Dans la même idée, malgré l'étonnante souplesse dont fait preuve le Conseil constitutionnel à cet égard (11), l'autorité judiciaire ne devrait-elle pas demeurer seule la gardienne de toutes les libertés quelles qu'elles soient et, en conséquence, disposer d'une compétence exclusive pour assurer le contrôle de tous les actes décidés dans le cadre de l'état d'urgence ? Tel n'est pas le choix qui a été fait par le législateur, qui a décidé que les mesures concernées seraient "soumises au contrôle du juge administratif dans les conditions fixées par le Code de justice administrative, notamment son livre V" (12).

Le caractère exceptionnel de l'état d'urgence postule ensuite sa limitation dans le temps et dans l'espace.

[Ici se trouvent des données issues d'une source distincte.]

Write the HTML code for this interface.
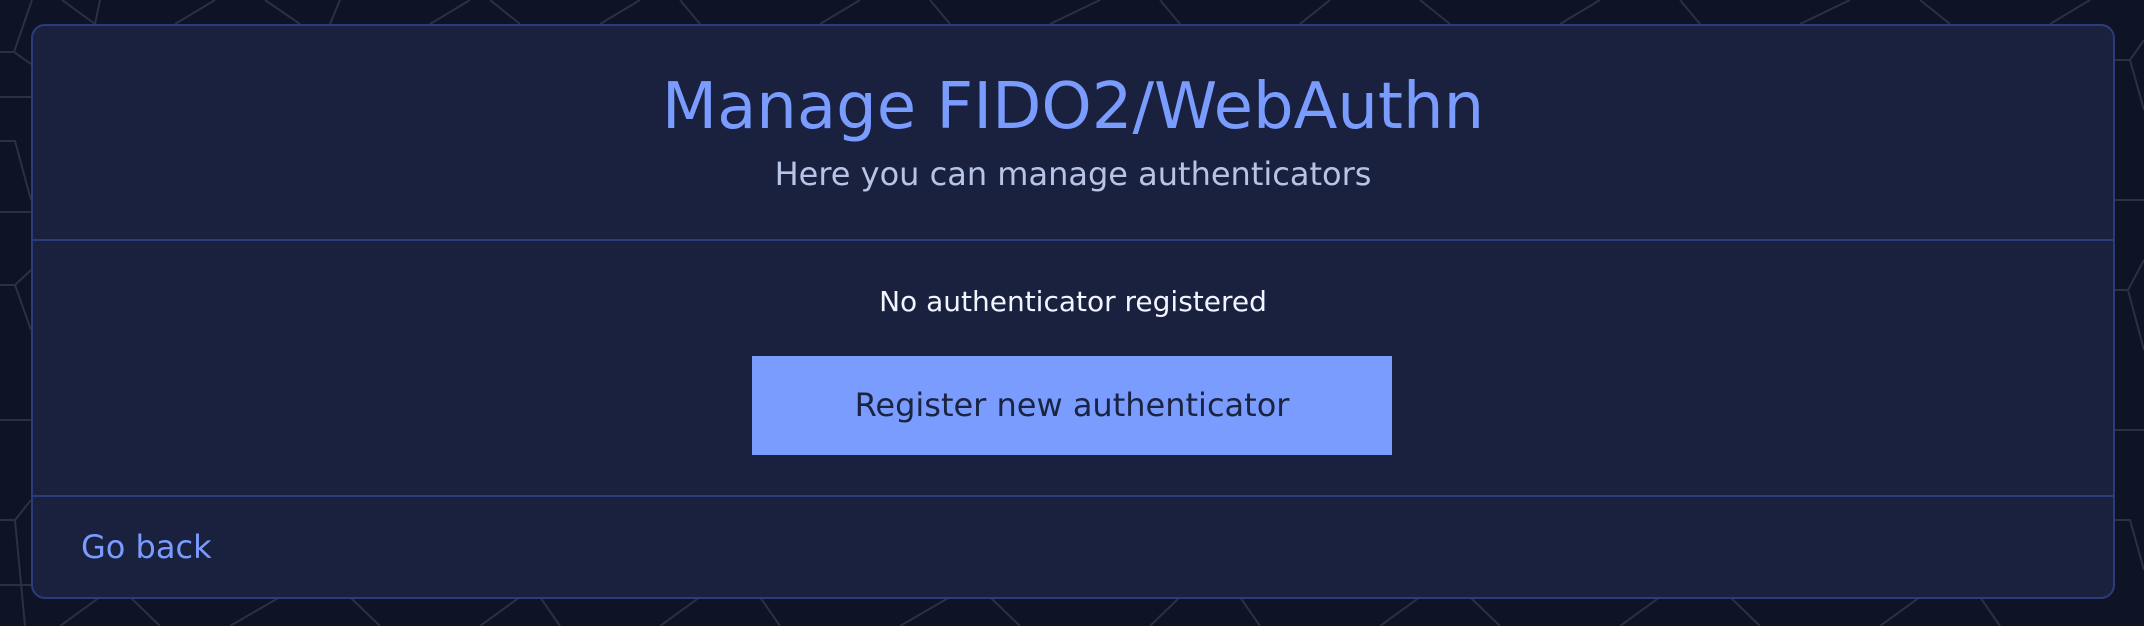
<!DOCTYPE html>
<html><head><meta charset="utf-8">
<style>
html,body{margin:0;padding:0;width:2144px;height:626px;overflow:hidden;background:#0e1326;font-family:"DejaVu Sans","Liberation Sans",sans-serif;}
svg.bg{position:absolute;left:0;top:0}
.card{position:absolute;left:31px;top:24px;width:2080px;height:571px;background:#19213f;border:2px solid #2a3d7a;border-radius:14px;}
.t{position:absolute;left:0;width:100%;text-align:center;white-space:nowrap;line-height:1}
.h1{top:49px;font-size:64px;color:#7b9cff}
.sub{top:132px;font-size:32px;color:#b8c4e6}
.hr{position:absolute;left:0;width:100%;height:2px;background:#2a3d7a}
.msg{top:262px;font-size:28px;color:#f2f5ff}
.btn{position:absolute;left:719px;top:330px;width:640px;height:99px;background:#7b9cff;color:#1a2340;font-size:32px;text-align:center;line-height:99px}
.back{position:absolute;left:48px;top:505px;font-size:32px;color:#7b9cff;line-height:1}
</style></head><body>
<svg class="bg" width="2144" height="626" viewBox="0 0 2144 626">
<g stroke="#2b3042" stroke-width="2" fill="none">
<path d="M0 52 L14 52 L32 0 M14 52 L31 64 M0 97 L31 97 M0 141 L15 141 L31 200 M0 212 L31 212 M0 285 L15 285 L31 270 M15 285 L31 330 M0 420 L31 420 M0 520 L15 520 L31 500 M15 520 L25 626 M0 585 L31 585"/>
<path d="M62 0 L95 24 M95 24 L100 0 M175 24 L215 0 M300 24 L265 0 M330 24 L340 0 M430 24 L470 0 M520 24 L490 0 M600 24 L640 0 M700 24 L680 0 M820 24 L860 0 M950 24 L930 0 M1050 24 L1100 0 M1180 24 L1160 0 M1300 24 L1330 0 M1450 24 L1420 0 M1560 24 L1600 0 M1700 24 L1680 0 M1800 24 L1850 0 M1950 24 L1920 0 M2050 24 L2090 0"/>
<path d="M60 626 L100 597 M160 626 L130 597 M230 626 L280 597 M380 626 L350 597 M480 626 L520 597 M560 626 L540 597 M660 626 L700 597 M780 626 L760 597 M900 626 L950 597 M1020 626 L990 597 M1150 626 L1180 597 M1260 626 L1240 597 M1380 626 L1420 597 M1500 626 L1470 597 M1620 626 L1660 597 M1760 626 L1730 597 M1880 626 L1920 597 M2000 626 L1980 597"/>
<path d="M2113 60 L2130 60 L2144 40 M2130 60 L2144 110 M2113 200 L2144 200 M2113 290 L2128 290 L2144 260 M2128 290 L2144 350 M2113 430 L2144 430 M2113 520 L2130 520 L2144 570"/>
</g></svg>
<div class="card">
<div class="t h1">Manage FIDO2/WebAuthn</div>
<div class="t sub">Here you can manage authenticators</div>
<div class="hr" style="top:213px"></div>
<div class="t msg">No authenticator registered</div>
<div class="btn">Register new authenticator</div>
<div class="hr" style="top:469px"></div>
<div class="back">Go back</div>
</div>
</body></html>
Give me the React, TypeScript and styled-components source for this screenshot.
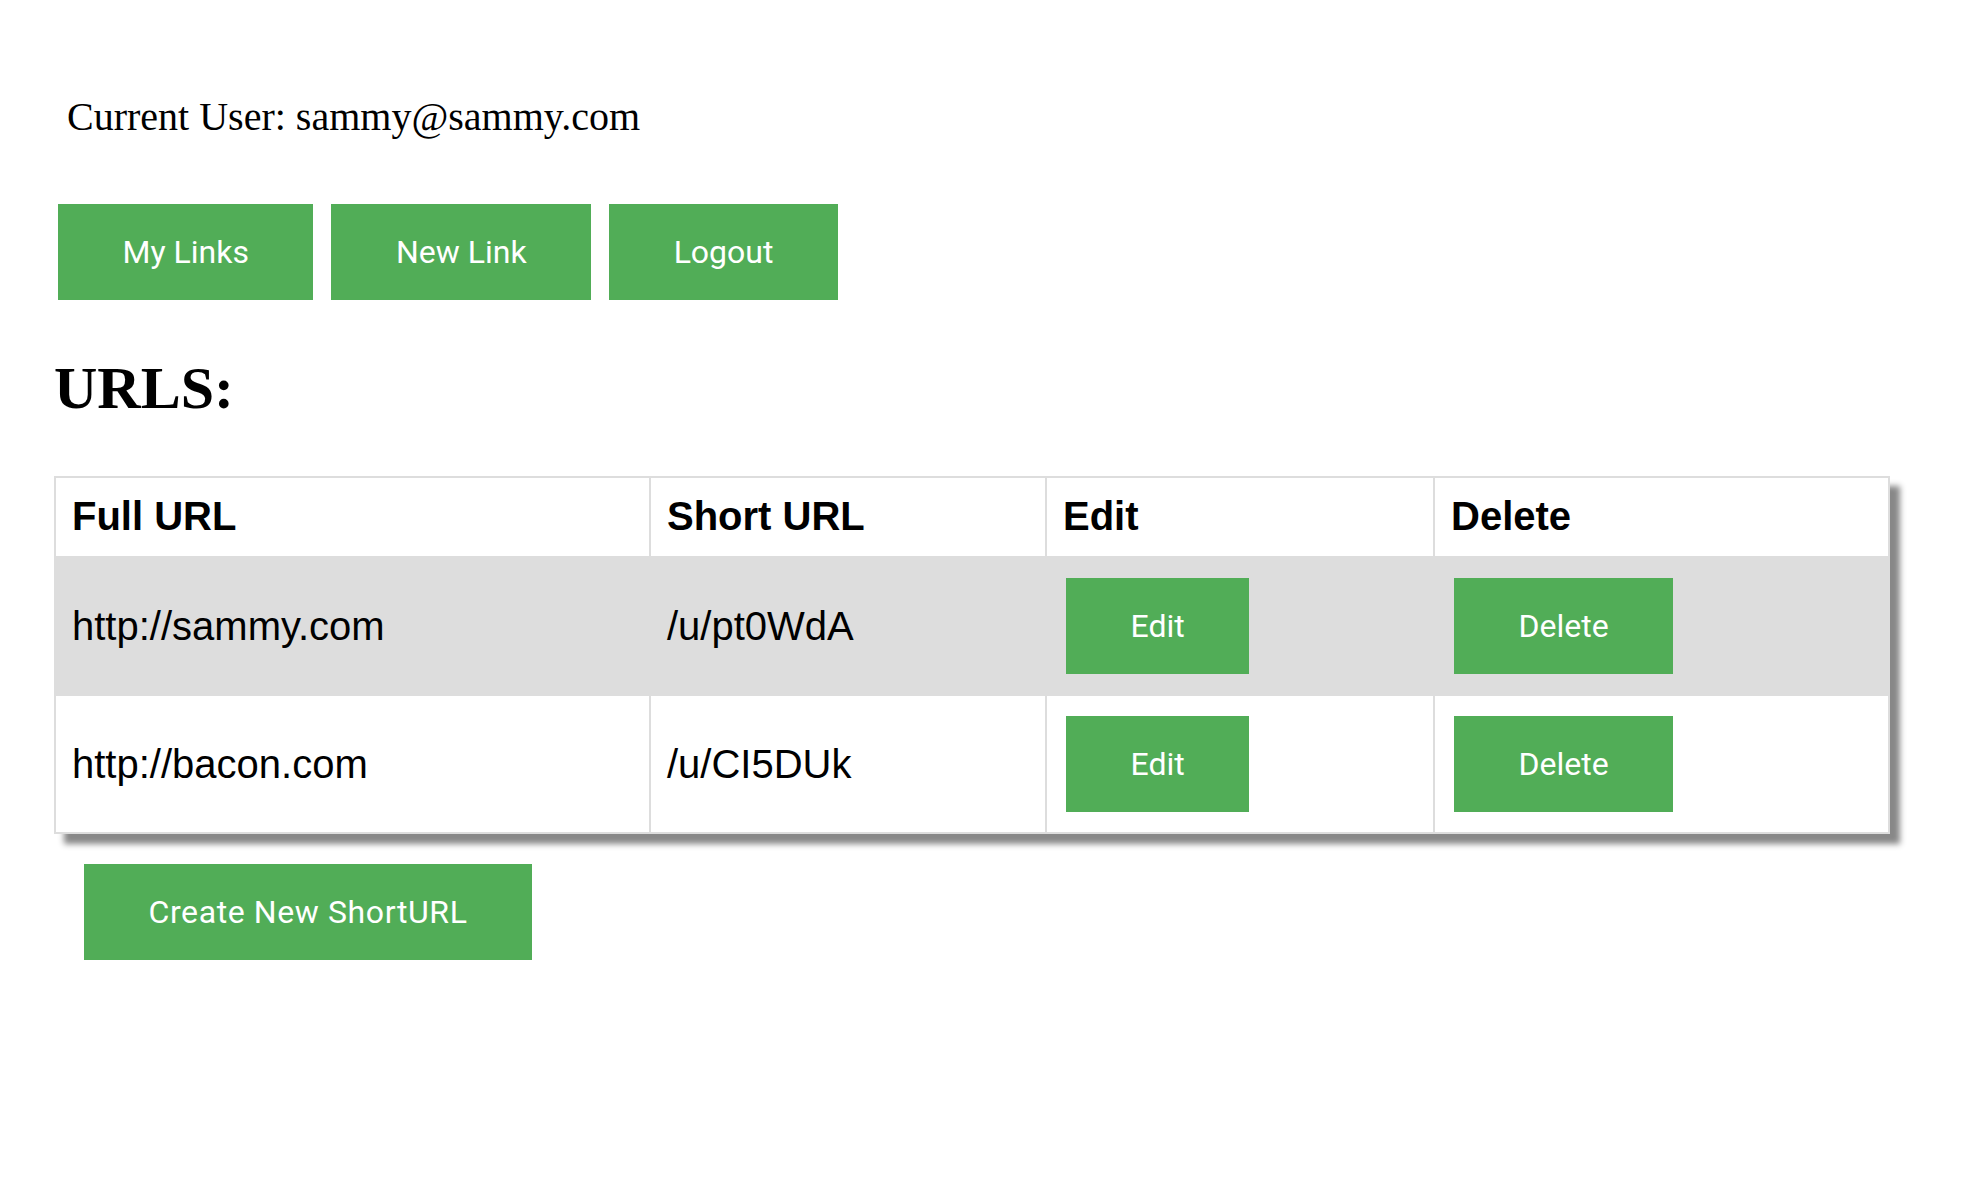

C'est l'objet des articles 1 à 4 de la loi du 3 avril 1955.

Du point de vue du temps, il est effectivement précisé, par l'article 2, que "la prorogation de l'état d'urgence au-delà de douze jours ne peut être autorisée que par la loi" puis, par l'article 3, que "la loi autorisant la prorogation au-delà de douze jours de l'état d'urgence fixe sa durée définitive". La loi du 20 novembre 2015 proroge ainsi l'état d'urgence déclaré le 14 novembre 2015 pour une durée de trois mois à compter du 26 novembre.

La fixation de la durée de l'état d'urgence appartient donc au Parlement qui, en l'occurrence, a "accordé" au Président de la République ce qu'il avait demandé. Quelques voix -et pas des moindres : Robert Badinter et Henri Leclerc, par exemple- se sont pourtant élevées pour dévoiler le danger d'une exception qui se pérennise mais, dans le bruit et la fureur ambiantes, elles se sont avérées inaudibles. Il appartiendra peut-être au Conseil constitutionnel, s'il est saisi a posteriori, d'apprécier la juste mesure de cette durée. On doute cependant qu'il censure une loi adoptée dans un tel consensus.

Dans la loi du 20 novembre 2015, il a été précisé par ailleurs qu'il pouvait être mis fin à l'état d'urgence avant l'expiration de ce délai par décret en conseil des ministres. En ce cas, ajoute le texte, il en est rendu compte au Parlement. Dans un contexte de recours plus polémique à ce régime, en 2005-2006, Jacques Chirac avait mis fin à l'état d'urgence avant le temps qui lui avait été imparti par le Parlement -trois mois déjà-.

L'article 4 de la loi de 1955 ajoute que "la loi portant prorogation de l'état d'urgence est caduque à l'issue d'un délai de quinze jours francs suivant la date de démission du Gouvernement ou de dissolution de l'Assemblée nationale". L'état d'urgence apparaît assurément malvenu en cas de crise politique...

La fin de l'état d'urgence provoque bien évidemment la cessation immédiate des mesures prises dans ce cadre (13).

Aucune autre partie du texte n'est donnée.